Altri miraggi creati artificialmente dai poteri costituiti riguardano il nostro rapporto con la natura. Nonostante i periodici disastri causati da un uso dissennato delle risorse ambientali, ci viene sempre detto che il primato spetta all’uomo, alle sue esigenze (di lavoro, qualunque esso sia) e che la natura è soltanto uno strumento per soddisfarle al meglio.

E noi siamo convinti che questo ragionamento sia giusto, proprio perché ce ne fanno sempre un altro collaterale, e cioè che ad ogni problema si può facilmente trovare una soluzione con la nostra scienza e tecnologia, e che quando non la si trova non è per un limite oggettivo, ma per una mancanza di volontà politica.

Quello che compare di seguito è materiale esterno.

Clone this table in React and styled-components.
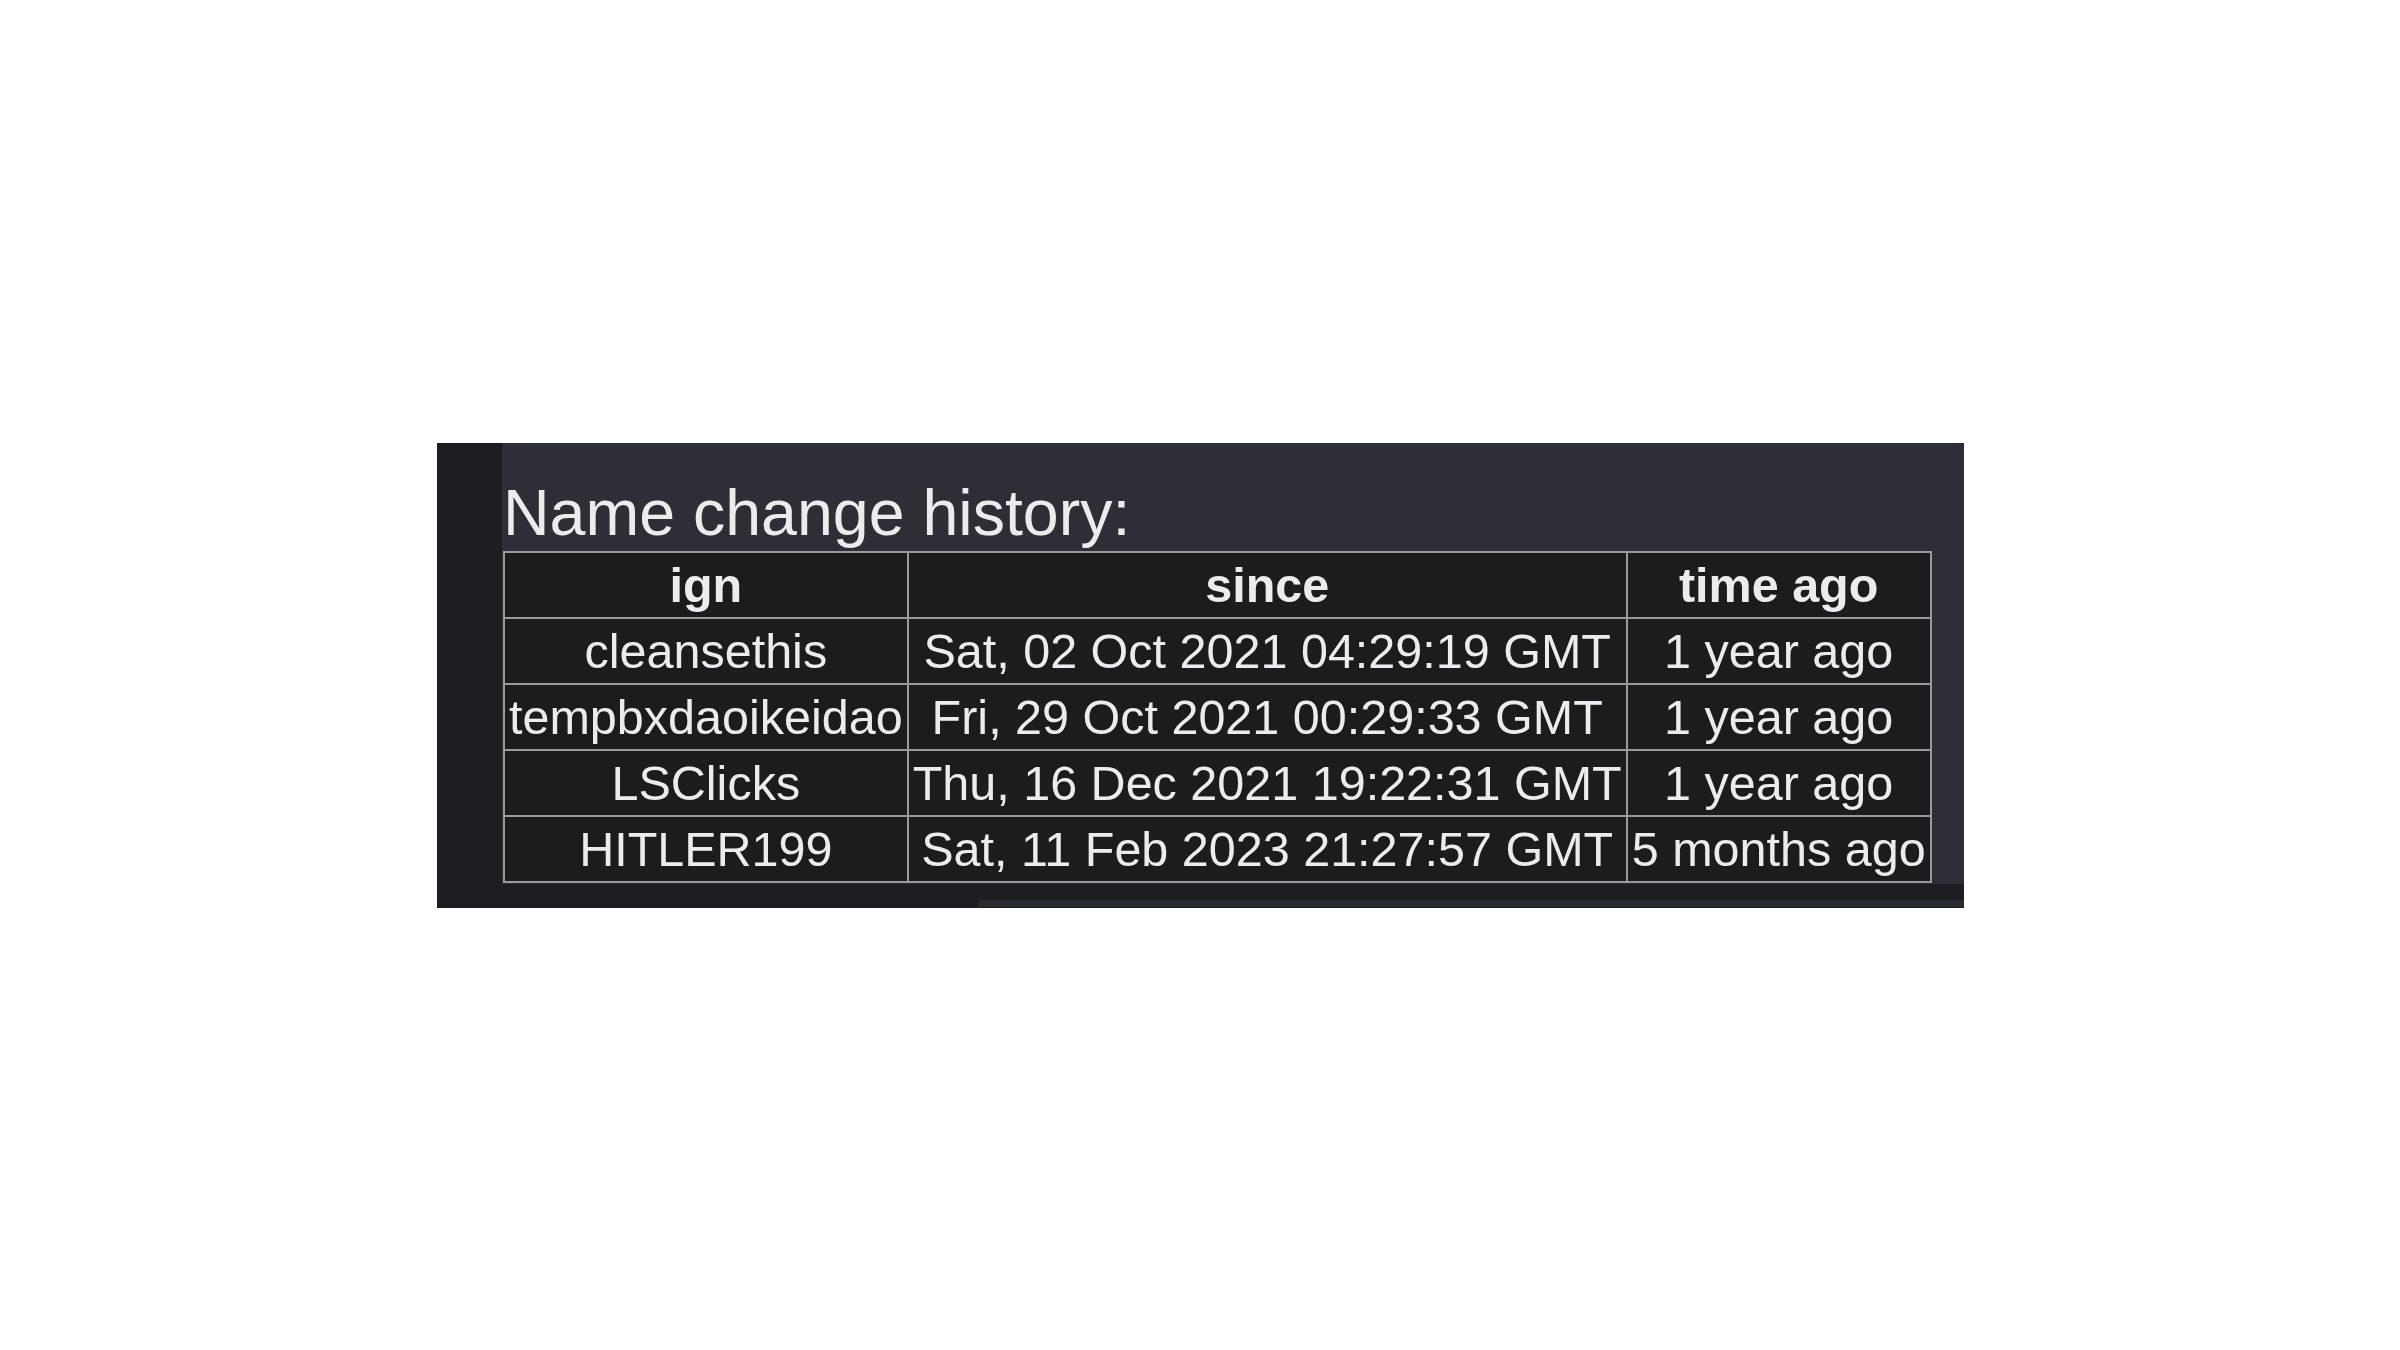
import React from "react";
import styled, { createGlobalStyle } from "styled-components";

const GlobalStyle = createGlobalStyle`
	html, body {
		margin: 0;
		padding: 0;
		background: #ffffff;
	}
	body {
		font-family: "Liberation Sans", Arial, sans-serif;
	}
`;

const Page = styled.div`
	width: 2400px;
	height: 1350px;
	padding: 443px 0 0 437px;
	box-sizing: border-box;
`;

const Panel = styled.div`
	display: flex;
	width: 1527px;
	height: 465px;
	background: #1e1e22;
`;

const Gutter = styled.div`
	width: 65px;
	flex-shrink: 0;
	background: #1e1e22;
`;

const Main = styled.div`
	flex: 1;
	display: flex;
	flex-direction: column;
`;

const Content = styled.div`
	background: #2e2f36;
	padding: 33px 0 0 1px;
	height: 441px;
	box-sizing: border-box;
`;

const Title = styled.div`
	color: #ececec;
	font-size: 64.5px;
	line-height: 74px;
	margin-bottom: 1px;
`;

const Table = styled.table`
	border-collapse: collapse;
	color: #ececec;
	font-size: 48.5px;
	background: #1c1c1f;
	border: 2px solid #9a9a9c;
`;

const Th = styled.th`
	font-weight: 700;
	line-height: 56px;
	padding: 4px;
	border: 2px solid #9a9a9c;
	text-align: center;
	white-space: nowrap;
`;

const Td = styled.td`
	line-height: 56px;
	padding: 4px;
	border: 2px solid #9a9a9c;
	text-align: center;
	white-space: nowrap;
`;

const ScrollTrack = styled.div`
	flex: 1;
	display: flex;
	align-items: flex-end;
	padding-bottom: 1px;
`;

const ScrollThumb = styled.div`
	margin-left: 477px;
	flex: 1;
	height: 7px;
	background: #2b2c31;
`;

const rows = [
	["cleansethis", "Sat, 02 Oct 2021 04:29:19 GMT", "1 year ago"],
	["tempbxdaoikeidao", "Fri, 29 Oct 2021 00:29:33 GMT", "1 year ago"],
	["LSClicks", "Thu, 16 Dec 2021 19:22:31 GMT", "1 year ago"],
	["HITLER199", "Sat, 11 Feb 2023 21:27:57 GMT", "5 months ago"],
];

export default function App() {
	return (
		<Page>
			<GlobalStyle />
			<Panel>
				<Gutter />
				<Main>
					<Content>
						<Title>Name change history:</Title>
						<Table>
							<thead>
								<tr>
									<Th>ign</Th>
									<Th>since</Th>
									<Th>time ago</Th>
								</tr>
							</thead>
							<tbody>
								{rows.map((r) => (
									<tr key={r[0]}>
										<Td>{r[0]}</Td>
										<Td>{r[1]}</Td>
										<Td>{r[2]}</Td>
									</tr>
								))}
							</tbody>
						</Table>
					</Content>
					<ScrollTrack>
						<ScrollThumb />
					</ScrollTrack>
				</Main>
			</Panel>
		</Page>
	);
}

Insomma noi viviamo come in una gigantesca bolla di sapone, nel mondo dei sogni. Siamo creduloni anche in quanto atei o agnostici convinti, proprio perché abbiamo uno strano culto del progresso e non ci piacciono i disfattisti, i catastrofisti. Vogliamo essere ottimisti ad oltranza, anche perché non vediamo all’orizzonte alternative davvero praticabili.

Ci piace credere che, in un modo o nell’altro, presto o tardi, le cose si aggiusteranno. E ci dispiace vedere che chi ci ha messo dentro questa bolla, ora stia approfittando della nostra buona fede, della nostra predisposizione alla credulità.

Ecco ora abbiamo forse trovato la definizione che prima cercavamo: credulità vuol dire essere indotti a credere che un potere a noi esterno abbia, nei confronti dei problemi da risolvere, più risorse di quante ne abbiamo noi.